Now for starters, because I know I'm emotional, and he's making me feel crazy, I have opted without telling him (though I think he got the hint when I went down to grab my back pack and jacket that I've packed for my trip) to have my co-worker drive me to the airport. He's retaliating to me right now but still skirting the issue. Maybe my issue is small, but take some responsibility "DODO!".

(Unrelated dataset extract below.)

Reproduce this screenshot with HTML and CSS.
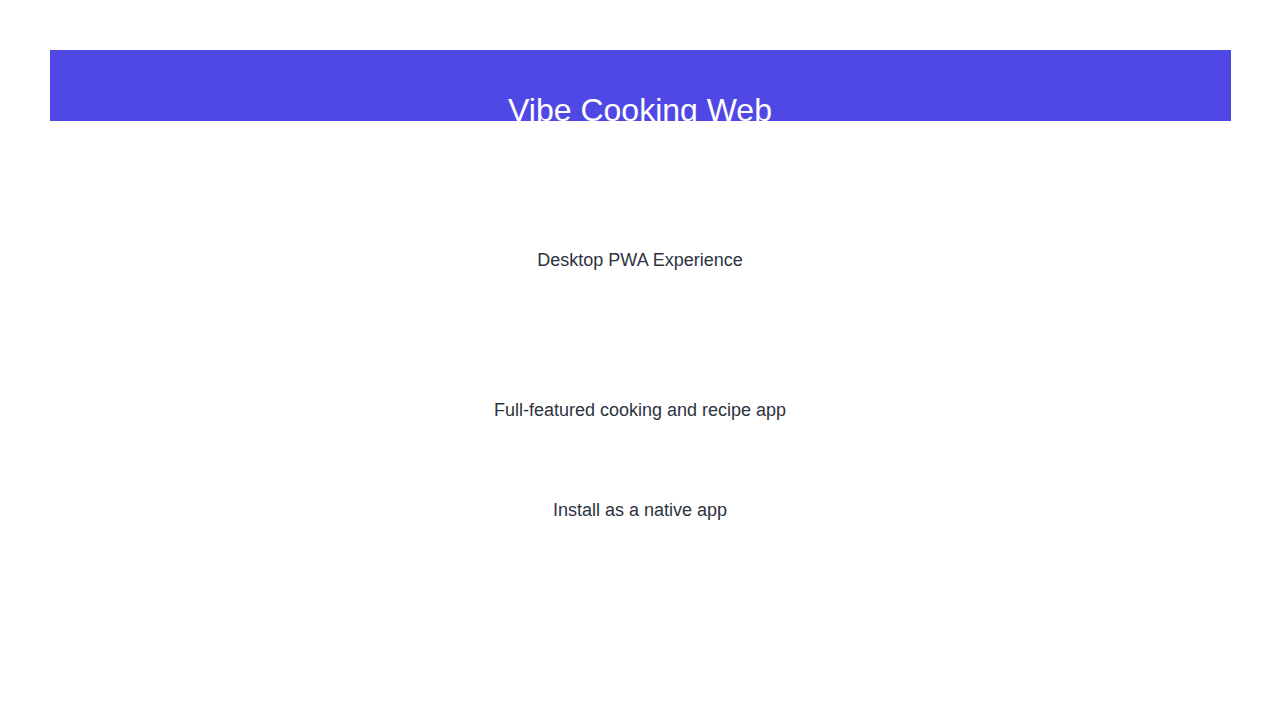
FILE: index.html
```html
<!DOCTYPE html>
<html lang="en">
<head>
<meta charset="utf-8">
<title>Vibe Cooking Web</title>
<link rel="stylesheet" href="styles.css">
</head>
<body>
<div class="page">
  <header class="banner">
    <h1 class="title">Vibe Cooking Web</h1>
  </header>
  <main class="content">
    <p class="line line-first">Desktop PWA Experience</p>
    <p class="line line-second">Full-featured cooking and recipe app</p>
    <p class="line line-third">Install as a native app</p>
  </main>
</div>
</body>
</html>
```

FILE: styles.css
```css
html, body {
  margin: 0;
  padding: 0;
  background: #ffffff;
}

.page {
  padding: 50px;
  font-family: "Liberation Sans", Arial, sans-serif;
}

.banner {
  box-sizing: border-box;
  height: 71px;
  margin-right: -1px;
  padding-top: 42px;
  padding-right: 1px;
  background: #5048e5;
  text-align: center;
}

.title {
  margin: 0;
  font-size: 32px;
  font-weight: 400;
  line-height: 36px;
  color: #ffffff;
}

.content {
  display: flex;
  flex-direction: column;
  align-items: center;
  padding-top: 129px;
}

.line {
  margin: 0;
  font-size: 18px;
  line-height: 21px;
  color: #2d3340;
}

.line-second {
  margin-top: 129px;
}

.line-third {
  margin-top: 79px;
}
```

Last night because I was leaving he wanted to make me a very special dinner. I'm on high stress right now from trying to get packed and everything but stopped in time to shower and put on a dress, grab my stuff for my trip and head up to his place by 7 like I told him I would. When I got there, he wasn't feeling well and wasn't sure now if he was hungry. Then he spent the entire dinner watching the t.v. vs. visiting with me. He ignored me most of the night till about midnight when I was asleep (crashing out because of the hard labor of moving/stress I'm guessing) and he started to bite at my ears. When I didn't really wake up, he decided he was going to go do some work cleaning this other building he owns vs doing it at 5:30 a.m. "so we could sleep in together".

I don't know what time it was when he got back but he started biting my ear again... then he buried me in pillows and laid on top of me telling me I wasn't allowed to go to Alaska... that he was going to refund my ticket right now if I'd stay. Telling me I wouldn't like it. Earlier he told me he was trying to make me fat so that no boys would like me while I was there. So I think I'm guessing where some of this is coming from.

This morning, when my alarm went off, I rolled over to give him kisses and he got mad at me.

Push and Pull. Push and Pull.

He was short with me running around his house trying to get ready for his family but then he'd bring up stuff how we are the "fad couple" right now that was apparently just talked about on the news show he was watching and how cool he thought that was.

We seemed o.k. but I could definitely tell he's stressed... peaking.

Well, this morning when I got to work, I got here early and was responding to my FB emails and noticed that one from him he was gone. This is our sensitive subject because he claims it is his hiding place so why we are not friends because he needs his place for escape. I can't see his page because we aren't friends, but it has definitely been our sensitive point in our relationship. So I was hurt when I realized he "blocked" me again. I asked him "why?" and he just started to play his stupid games. He tried telling me he did it because of his brother - took the whole page down - and when things slow down he'd fix it again. Well, I knew he was lying to me which doesn't help the issue since we've already solved this, I thought. I just told him I didn't "understand" and he started telling me I was "crazy".

My question is - "Why are you lying to me?" Things have been good and I've left it open for you to tell me you are being overwhelmed. I just don't get it. Him lying and making stuff up makes me feel like I'm going crazy. So is it him, or me?

I just told him that I understand this may have to do with PTSD but I couldn't even see anything so I don't know why the gesture... I just don't understand and I feel like he's sabotaging something that is really good between us and I don't see why he finds it so hard to be honest with me. And then I just told him to have a good week.

1 - he has picked fights with me everything he's left on long trips.
2 - the biting thing... funny thing I just realized this morning and I'm sorry if it sounds wierd but when I was unhappy in my relationships - or with myself, I remember instead of kissing my ex-husband's, or ex-boyfriend's cheeks, I would bite at them. T has done this twice now and the guy that is normally all about kisses, starts to bite and then pushes me away.
3 - he's sabotaging... being a pain... causing destruction and I don't get it.

I feel like I'm going crazy. So maybe I just am. I haven't screamed at him or anything. I've been ignoring him this morning since I told him to have a nice week and now he's being hurtful via text.